(SUPPLIED INFORMATION)
--- START ---

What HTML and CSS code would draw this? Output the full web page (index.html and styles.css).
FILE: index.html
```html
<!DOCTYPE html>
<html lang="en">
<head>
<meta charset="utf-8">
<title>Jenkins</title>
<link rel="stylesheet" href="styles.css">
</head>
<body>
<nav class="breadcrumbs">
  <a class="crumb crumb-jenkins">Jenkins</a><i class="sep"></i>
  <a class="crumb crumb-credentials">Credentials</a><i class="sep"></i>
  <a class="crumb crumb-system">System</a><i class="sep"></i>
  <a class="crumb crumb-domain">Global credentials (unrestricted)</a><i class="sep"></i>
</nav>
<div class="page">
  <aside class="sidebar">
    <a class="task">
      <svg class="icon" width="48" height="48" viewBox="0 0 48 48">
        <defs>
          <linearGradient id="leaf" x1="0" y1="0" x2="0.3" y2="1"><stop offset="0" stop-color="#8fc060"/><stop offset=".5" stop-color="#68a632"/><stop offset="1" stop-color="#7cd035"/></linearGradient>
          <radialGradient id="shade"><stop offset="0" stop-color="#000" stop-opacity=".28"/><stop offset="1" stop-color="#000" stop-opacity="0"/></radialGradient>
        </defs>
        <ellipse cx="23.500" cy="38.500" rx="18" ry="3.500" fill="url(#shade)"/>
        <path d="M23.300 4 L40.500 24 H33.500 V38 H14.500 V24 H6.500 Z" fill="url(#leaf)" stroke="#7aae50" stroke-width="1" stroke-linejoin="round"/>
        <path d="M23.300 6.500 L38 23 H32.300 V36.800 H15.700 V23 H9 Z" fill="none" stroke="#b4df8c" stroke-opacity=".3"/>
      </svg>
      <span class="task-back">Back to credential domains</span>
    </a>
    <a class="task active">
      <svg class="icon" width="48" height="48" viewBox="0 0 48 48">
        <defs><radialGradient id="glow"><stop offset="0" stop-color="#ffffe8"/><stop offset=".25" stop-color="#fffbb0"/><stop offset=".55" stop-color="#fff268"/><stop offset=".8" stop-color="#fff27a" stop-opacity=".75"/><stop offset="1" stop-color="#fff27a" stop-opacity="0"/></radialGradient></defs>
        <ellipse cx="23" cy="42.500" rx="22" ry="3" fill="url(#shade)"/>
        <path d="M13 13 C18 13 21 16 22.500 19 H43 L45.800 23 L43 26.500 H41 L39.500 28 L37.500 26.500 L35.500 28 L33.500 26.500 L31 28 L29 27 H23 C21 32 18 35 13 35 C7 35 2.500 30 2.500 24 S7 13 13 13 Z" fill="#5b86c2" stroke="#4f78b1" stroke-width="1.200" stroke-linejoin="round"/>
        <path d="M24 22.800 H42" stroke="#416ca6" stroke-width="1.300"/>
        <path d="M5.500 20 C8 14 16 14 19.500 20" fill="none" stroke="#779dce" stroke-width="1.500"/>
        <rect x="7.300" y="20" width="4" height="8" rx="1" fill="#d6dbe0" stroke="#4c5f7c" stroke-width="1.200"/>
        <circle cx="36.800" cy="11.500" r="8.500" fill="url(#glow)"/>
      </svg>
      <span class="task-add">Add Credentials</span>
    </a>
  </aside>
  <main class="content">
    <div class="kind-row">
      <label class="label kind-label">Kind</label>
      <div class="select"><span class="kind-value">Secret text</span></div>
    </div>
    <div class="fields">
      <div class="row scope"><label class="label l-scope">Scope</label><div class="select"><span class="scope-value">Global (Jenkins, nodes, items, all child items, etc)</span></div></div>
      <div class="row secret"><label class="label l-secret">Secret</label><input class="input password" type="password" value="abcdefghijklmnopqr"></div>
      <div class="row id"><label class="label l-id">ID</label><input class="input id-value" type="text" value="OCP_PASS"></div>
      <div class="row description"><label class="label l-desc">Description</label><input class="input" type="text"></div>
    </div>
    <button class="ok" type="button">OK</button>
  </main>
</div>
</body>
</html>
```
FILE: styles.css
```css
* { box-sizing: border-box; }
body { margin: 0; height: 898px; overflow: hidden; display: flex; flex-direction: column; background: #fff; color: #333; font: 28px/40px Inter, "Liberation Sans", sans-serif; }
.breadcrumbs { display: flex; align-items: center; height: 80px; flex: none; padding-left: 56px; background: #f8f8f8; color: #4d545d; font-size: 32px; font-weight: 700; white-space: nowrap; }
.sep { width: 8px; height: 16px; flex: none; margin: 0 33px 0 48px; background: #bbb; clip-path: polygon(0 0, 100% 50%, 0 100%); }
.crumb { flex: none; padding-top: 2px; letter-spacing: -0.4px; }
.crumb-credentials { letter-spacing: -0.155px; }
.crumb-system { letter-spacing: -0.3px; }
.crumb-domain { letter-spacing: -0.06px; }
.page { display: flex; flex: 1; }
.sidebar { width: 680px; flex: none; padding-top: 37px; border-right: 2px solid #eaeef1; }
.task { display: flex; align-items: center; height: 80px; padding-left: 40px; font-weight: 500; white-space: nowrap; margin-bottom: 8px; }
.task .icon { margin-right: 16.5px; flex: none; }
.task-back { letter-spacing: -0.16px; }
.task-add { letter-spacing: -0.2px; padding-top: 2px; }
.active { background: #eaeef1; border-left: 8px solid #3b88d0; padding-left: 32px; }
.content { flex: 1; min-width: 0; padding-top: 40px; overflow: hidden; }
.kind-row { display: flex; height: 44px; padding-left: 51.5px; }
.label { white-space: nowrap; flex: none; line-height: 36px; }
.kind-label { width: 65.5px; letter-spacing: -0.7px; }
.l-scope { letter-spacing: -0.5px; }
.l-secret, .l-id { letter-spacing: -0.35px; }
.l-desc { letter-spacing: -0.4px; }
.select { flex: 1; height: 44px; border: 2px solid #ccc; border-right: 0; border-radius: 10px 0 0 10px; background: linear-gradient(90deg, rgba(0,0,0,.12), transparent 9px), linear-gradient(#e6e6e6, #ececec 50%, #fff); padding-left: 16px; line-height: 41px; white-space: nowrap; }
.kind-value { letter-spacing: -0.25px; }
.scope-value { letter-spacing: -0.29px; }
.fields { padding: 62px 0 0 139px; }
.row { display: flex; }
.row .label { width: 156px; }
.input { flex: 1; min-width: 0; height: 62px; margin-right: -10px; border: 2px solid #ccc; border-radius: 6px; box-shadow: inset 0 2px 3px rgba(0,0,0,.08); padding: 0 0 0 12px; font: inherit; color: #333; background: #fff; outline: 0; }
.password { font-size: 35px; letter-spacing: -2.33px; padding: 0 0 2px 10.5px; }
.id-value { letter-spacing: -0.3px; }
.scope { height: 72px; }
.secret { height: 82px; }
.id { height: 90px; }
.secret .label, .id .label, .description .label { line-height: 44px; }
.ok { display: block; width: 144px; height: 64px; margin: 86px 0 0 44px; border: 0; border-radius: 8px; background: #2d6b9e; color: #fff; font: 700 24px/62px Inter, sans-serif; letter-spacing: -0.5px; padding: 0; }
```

--- END ---

(WHAT YOU WILL DO) Repeat the material above in full, keeping every word.

(EXERCISE SOLUTION)
What HTML and CSS code would draw this? Output the full web page (index.html and styles.css).
FILE: index.html
```html
<!DOCTYPE html>
<html lang="en">
<head>
<meta charset="utf-8">
<title>Jenkins</title>
<link rel="stylesheet" href="styles.css">
</head>
<body>
<nav class="breadcrumbs">
  <a class="crumb crumb-jenkins">Jenkins</a><i class="sep"></i>
  <a class="crumb crumb-credentials">Credentials</a><i class="sep"></i>
  <a class="crumb crumb-system">System</a><i class="sep"></i>
  <a class="crumb crumb-domain">Global credentials (unrestricted)</a><i class="sep"></i>
</nav>
<div class="page">
  <aside class="sidebar">
    <a class="task">
      <svg class="icon" width="48" height="48" viewBox="0 0 48 48">
        <defs>
          <linearGradient id="leaf" x1="0" y1="0" x2="0.3" y2="1"><stop offset="0" stop-color="#8fc060"/><stop offset=".5" stop-color="#68a632"/><stop offset="1" stop-color="#7cd035"/></linearGradient>
          <radialGradient id="shade"><stop offset="0" stop-color="#000" stop-opacity=".28"/><stop offset="1" stop-color="#000" stop-opacity="0"/></radialGradient>
        </defs>
        <ellipse cx="23.500" cy="38.500" rx="18" ry="3.500" fill="url(#shade)"/>
        <path d="M23.300 4 L40.500 24 H33.500 V38 H14.500 V24 H6.500 Z" fill="url(#leaf)" stroke="#7aae50" stroke-width="1" stroke-linejoin="round"/>
        <path d="M23.300 6.500 L38 23 H32.300 V36.800 H15.700 V23 H9 Z" fill="none" stroke="#b4df8c" stroke-opacity=".3"/>
      </svg>
      <span class="task-back">Back to credential domains</span>
    </a>
    <a class="task active">
      <svg class="icon" width="48" height="48" viewBox="0 0 48 48">
        <defs><radialGradient id="glow"><stop offset="0" stop-color="#ffffe8"/><stop offset=".25" stop-color="#fffbb0"/><stop offset=".55" stop-color="#fff268"/><stop offset=".8" stop-color="#fff27a" stop-opacity=".75"/><stop offset="1" stop-color="#fff27a" stop-opacity="0"/></radialGradient></defs>
        <ellipse cx="23" cy="42.500" rx="22" ry="3" fill="url(#shade)"/>
        <path d="M13 13 C18 13 21 16 22.500 19 H43 L45.800 23 L43 26.500 H41 L39.500 28 L37.500 26.500 L35.500 28 L33.500 26.500 L31 28 L29 27 H23 C21 32 18 35 13 35 C7 35 2.500 30 2.500 24 S7 13 13 13 Z" fill="#5b86c2" stroke="#4f78b1" stroke-width="1.200" stroke-linejoin="round"/>
        <path d="M24 22.800 H42" stroke="#416ca6" stroke-width="1.300"/>
        <path d="M5.500 20 C8 14 16 14 19.500 20" fill="none" stroke="#779dce" stroke-width="1.500"/>
        <rect x="7.300" y="20" width="4" height="8" rx="1" fill="#d6dbe0" stroke="#4c5f7c" stroke-width="1.200"/>
        <circle cx="36.800" cy="11.500" r="8.500" fill="url(#glow)"/>
      </svg>
      <span class="task-add">Add Credentials</span>
    </a>
  </aside>
  <main class="content">
    <div class="kind-row">
      <label class="label kind-label">Kind</label>
      <div class="select"><span class="kind-value">Secret text</span></div>
    </div>
    <div class="fields">
      <div class="row scope"><label class="label l-scope">Scope</label><div class="select"><span class="scope-value">Global (Jenkins, nodes, items, all child items, etc)</span></div></div>
      <div class="row secret"><label class="label l-secret">Secret</label><input class="input password" type="password" value="abcdefghijklmnopqr"></div>
      <div class="row id"><label class="label l-id">ID</label><input class="input id-value" type="text" value="OCP_PASS"></div>
      <div class="row description"><label class="label l-desc">Description</label><input class="input" type="text"></div>
    </div>
    <button class="ok" type="button">OK</button>
  </main>
</div>
</body>
</html>
```
FILE: styles.css
```css
* { box-sizing: border-box; }
body { margin: 0; height: 898px; overflow: hidden; display: flex; flex-direction: column; background: #fff; color: #333; font: 28px/40px Inter, "Liberation Sans", sans-serif; }
.breadcrumbs { display: flex; align-items: center; height: 80px; flex: none; padding-left: 56px; background: #f8f8f8; color: #4d545d; font-size: 32px; font-weight: 700; white-space: nowrap; }
.sep { width: 8px; height: 16px; flex: none; margin: 0 33px 0 48px; background: #bbb; clip-path: polygon(0 0, 100% 50%, 0 100%); }
.crumb { flex: none; padding-top: 2px; letter-spacing: -0.4px; }
.crumb-credentials { letter-spacing: -0.155px; }
.crumb-system { letter-spacing: -0.3px; }
.crumb-domain { letter-spacing: -0.06px; }
.page { display: flex; flex: 1; }
.sidebar { width: 680px; flex: none; padding-top: 37px; border-right: 2px solid #eaeef1; }
.task { display: flex; align-items: center; height: 80px; padding-left: 40px; font-weight: 500; white-space: nowrap; margin-bottom: 8px; }
.task .icon { margin-right: 16.5px; flex: none; }
.task-back { letter-spacing: -0.16px; }
.task-add { letter-spacing: -0.2px; padding-top: 2px; }
.active { background: #eaeef1; border-left: 8px solid #3b88d0; padding-left: 32px; }
.content { flex: 1; min-width: 0; padding-top: 40px; overflow: hidden; }
.kind-row { display: flex; height: 44px; padding-left: 51.5px; }
.label { white-space: nowrap; flex: none; line-height: 36px; }
.kind-label { width: 65.5px; letter-spacing: -0.7px; }
.l-scope { letter-spacing: -0.5px; }
.l-secret, .l-id { letter-spacing: -0.35px; }
.l-desc { letter-spacing: -0.4px; }
.select { flex: 1; height: 44px; border: 2px solid #ccc; border-right: 0; border-radius: 10px 0 0 10px; background: linear-gradient(90deg, rgba(0,0,0,.12), transparent 9px), linear-gradient(#e6e6e6, #ececec 50%, #fff); padding-left: 16px; line-height: 41px; white-space: nowrap; }
.kind-value { letter-spacing: -0.25px; }
.scope-value { letter-spacing: -0.29px; }
.fields { padding: 62px 0 0 139px; }
.row { display: flex; }
.row .label { width: 156px; }
.input { flex: 1; min-width: 0; height: 62px; margin-right: -10px; border: 2px solid #ccc; border-radius: 6px; box-shadow: inset 0 2px 3px rgba(0,0,0,.08); padding: 0 0 0 12px; font: inherit; color: #333; background: #fff; outline: 0; }
.password { font-size: 35px; letter-spacing: -2.33px; padding: 0 0 2px 10.5px; }
.id-value { letter-spacing: -0.3px; }
.scope { height: 72px; }
.secret { height: 82px; }
.id { height: 90px; }
.secret .label, .id .label, .description .label { line-height: 44px; }
.ok { display: block; width: 144px; height: 64px; margin: 86px 0 0 44px; border: 0; border-radius: 8px; background: #2d6b9e; color: #fff; font: 700 24px/62px Inter, sans-serif; letter-spacing: -0.5px; padding: 0; }
```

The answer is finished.